═════ INFORMATION SHOWN
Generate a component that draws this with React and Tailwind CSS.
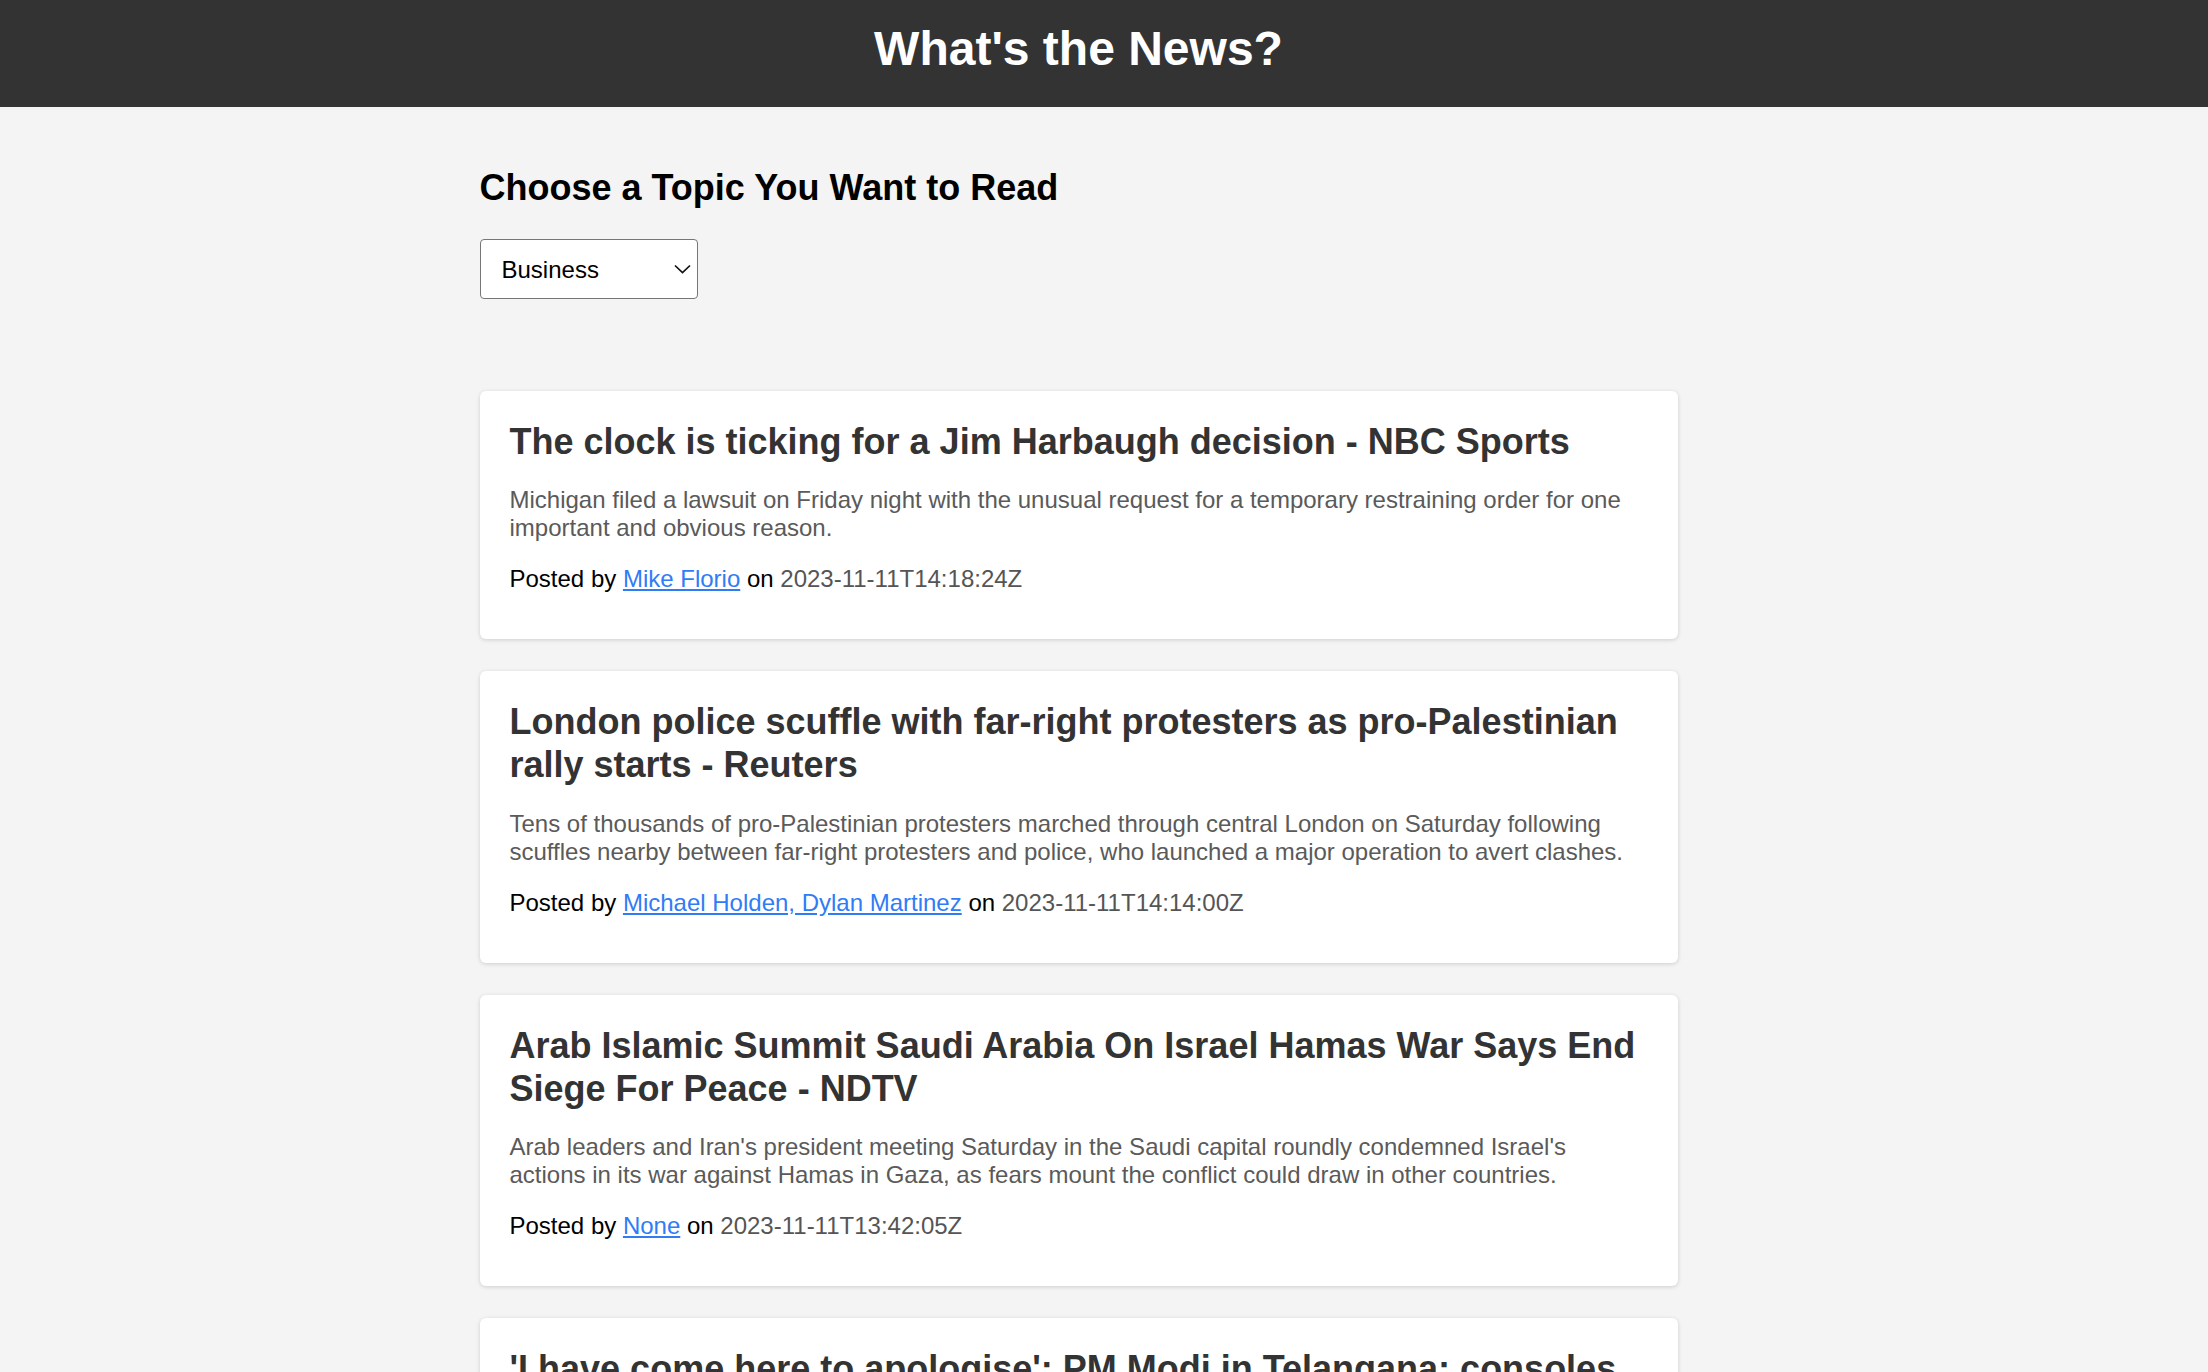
import React, { useState } from "react";

// --- articles shown in the feed ---
const articles = [
  {
    title: "The clock is ticking for a Jim Harbaugh decision - NBC Sports",
    description:
      "Michigan filed a lawsuit on Friday night with the unusual request for a temporary restraining order for one important and obvious reason.",
    author: "Mike Florio",
    publishedAt: "2023-11-11T14:18:24Z",
  },
  {
    title:
      "London police scuffle with far-right protesters as pro-Palestinian rally starts - Reuters",
    description:
      "Tens of thousands of pro-Palestinian protesters marched through central London on Saturday following scuffles nearby between far-right protesters and police, who launched a major operation to avert clashes.",
    author: "Michael Holden, Dylan Martinez",
    publishedAt: "2023-11-11T14:14:00Z",
  },
  {
    title:
      "Arab Islamic Summit Saudi Arabia On Israel Hamas War Says End Siege For Peace - NDTV",
    description:
      "Arab leaders and Iran's president meeting Saturday in the Saudi capital roundly condemned Israel's actions in its war against Hamas in Gaza, as fears mount the conflict could draw in other countries.",
    author: "None",
    publishedAt: "2023-11-11T13:42:05Z",
  },
  {
    title:
      "'I have come here to apologise': PM Modi in Telangana; consoles woman who broke down at rally - Hindustan Times",
    description:
      "PM Modi addressed a rally in Secunderabad on Saturday ahead of the Telangana assembly elections.",
    author: "HT News Desk",
    publishedAt: "2023-11-11T13:30:00Z",
  },
];

const topics = ["Business", "Entertainment", "General", "Health", "Science", "Sports", "Technology"];

// --- single news card ---
const NewsCard = ({ article }) => (
  <div className="bg-white rounded-[6px] shadow-[0_1px_4px_rgba(0,0,0,0.16)] px-[30px] pt-[29px] pb-[28px] mb-[32px]">
    <h2 className="text-[36px] leading-[1.2] font-bold text-[#333] mb-[23px]">
      {article.title}
    </h2>
    <p className="text-[24px] leading-[28px] text-[#5a5a5a] mb-[23px]">
      {article.description}
    </p>
    <p className="text-[24px] leading-[28px] text-black mb-[18px]">
      Posted by{" "}
      <a href="#" className="text-[#2f7cf6] underline">
        {article.author}
      </a>{" "}
      on <span className="text-[#555]">{article.publishedAt}</span>
    </p>
  </div>
);

export default function App() {
  const [topic, setTopic] = useState("Business");

  return (
    <div className="min-h-screen bg-[#f4f4f4] font-['Liberation_Sans',Arial,sans-serif]">
      {/* header */}
      <header className="h-[107px] bg-[#333] pr-[51px] pt-[20px]">
        <h1 className="text-center text-white font-bold text-[48px] leading-[1.2]">
          What's the News?
        </h1>
      </header>

      <div className="pr-[51px]">
        <main className="w-[1198px] mx-auto pt-[60px]">
          <h2 className="text-[36px] leading-[42px] font-bold text-black">
            Choose a Topic You Want to Read
          </h2>

          <div className="relative w-[218px] h-[60px] mt-[30px]">
            <select
              value={topic}
              onChange={(e) => setTopic(e.target.value)}
              className="appearance-none w-full h-full bg-white border border-[#767676] rounded-[4px] pl-[21px] pt-[2px] text-[24px] text-black outline-none"
            >
              {topics.map((t) => (
                <option key={t} value={t}>
                  {t}
                </option>
              ))}
            </select>
            <svg
              className="pointer-events-none absolute left-[194px] top-[25px]"
              width="17"
              height="10"
              viewBox="0 0 17 10"
              fill="none"
            >
              <path d="M1 1.5 L8.5 8.5 L16 1.5" stroke="#111" strokeWidth="1.7" />
            </svg>
          </div>

          <div className="mt-[92px]">
            {articles.map((a) => (
              <NewsCard key={a.title} article={a} />
            ))}
          </div>
        </main>
      </div>
    </div>
  );
}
══════════
WORK TO COMPLETE = Pictures are to be left out; repeat all the remaining data exactly.

ANSWER BELOW =
Generate a component that draws this with React and Tailwind CSS.
import React, { useState } from "react";

// --- articles shown in the feed ---
const articles = [
  {
    title: "The clock is ticking for a Jim Harbaugh decision - NBC Sports",
    description:
      "Michigan filed a lawsuit on Friday night with the unusual request for a temporary restraining order for one important and obvious reason.",
    author: "Mike Florio",
    publishedAt: "2023-11-11T14:18:24Z",
  },
  {
    title:
      "London police scuffle with far-right protesters as pro-Palestinian rally starts - Reuters",
    description:
      "Tens of thousands of pro-Palestinian protesters marched through central London on Saturday following scuffles nearby between far-right protesters and police, who launched a major operation to avert clashes.",
    author: "Michael Holden, Dylan Martinez",
    publishedAt: "2023-11-11T14:14:00Z",
  },
  {
    title:
      "Arab Islamic Summit Saudi Arabia On Israel Hamas War Says End Siege For Peace - NDTV",
    description:
      "Arab leaders and Iran's president meeting Saturday in the Saudi capital roundly condemned Israel's actions in its war against Hamas in Gaza, as fears mount the conflict could draw in other countries.",
    author: "None",
    publishedAt: "2023-11-11T13:42:05Z",
  },
  {
    title:
      "'I have come here to apologise': PM Modi in Telangana; consoles woman who broke down at rally - Hindustan Times",
    description:
      "PM Modi addressed a rally in Secunderabad on Saturday ahead of the Telangana assembly elections.",
    author: "HT News Desk",
    publishedAt: "2023-11-11T13:30:00Z",
  },
];

const topics = ["Business", "Entertainment", "General", "Health", "Science", "Sports", "Technology"];

// --- single news card ---
const NewsCard = ({ article }) => (
  <div className="bg-white rounded-[6px] shadow-[0_1px_4px_rgba(0,0,0,0.16)] px-[30px] pt-[29px] pb-[28px] mb-[32px]">
    <h2 className="text-[36px] leading-[1.2] font-bold text-[#333] mb-[23px]">
      {article.title}
    </h2>
    <p className="text-[24px] leading-[28px] text-[#5a5a5a] mb-[23px]">
      {article.description}
    </p>
    <p className="text-[24px] leading-[28px] text-black mb-[18px]">
      Posted by{" "}
      <a href="#" className="text-[#2f7cf6] underline">
        {article.author}
      </a>{" "}
      on <span className="text-[#555]">{article.publishedAt}</span>
    </p>
  </div>
);

export default function App() {
  const [topic, setTopic] = useState("Business");

  return (
    <div className="min-h-screen bg-[#f4f4f4] font-['Liberation_Sans',Arial,sans-serif]">
      {/* header */}
      <header className="h-[107px] bg-[#333] pr-[51px] pt-[20px]">
        <h1 className="text-center text-white font-bold text-[48px] leading-[1.2]">
          What's the News?
        </h1>
      </header>

      <div className="pr-[51px]">
        <main className="w-[1198px] mx-auto pt-[60px]">
          <h2 className="text-[36px] leading-[42px] font-bold text-black">
            Choose a Topic You Want to Read
          </h2>

          <div className="relative w-[218px] h-[60px] mt-[30px]">
            <select
              value={topic}
              onChange={(e) => setTopic(e.target.value)}
              className="appearance-none w-full h-full bg-white border border-[#767676] rounded-[4px] pl-[21px] pt-[2px] text-[24px] text-black outline-none"
            >
              {topics.map((t) => (
                <option key={t} value={t}>
                  {t}
                </option>
              ))}
            </select>
            <svg
              className="pointer-events-none absolute left-[194px] top-[25px]"
              width="17"
              height="10"
              viewBox="0 0 17 10"
              fill="none"
            >
              <path d="M1 1.5 L8.5 8.5 L16 1.5" stroke="#111" strokeWidth="1.7" />
            </svg>
          </div>

          <div className="mt-[92px]">
            {articles.map((a) => (
              <NewsCard key={a.title} article={a} />
            ))}
          </div>
        </main>
      </div>
    </div>
  );
}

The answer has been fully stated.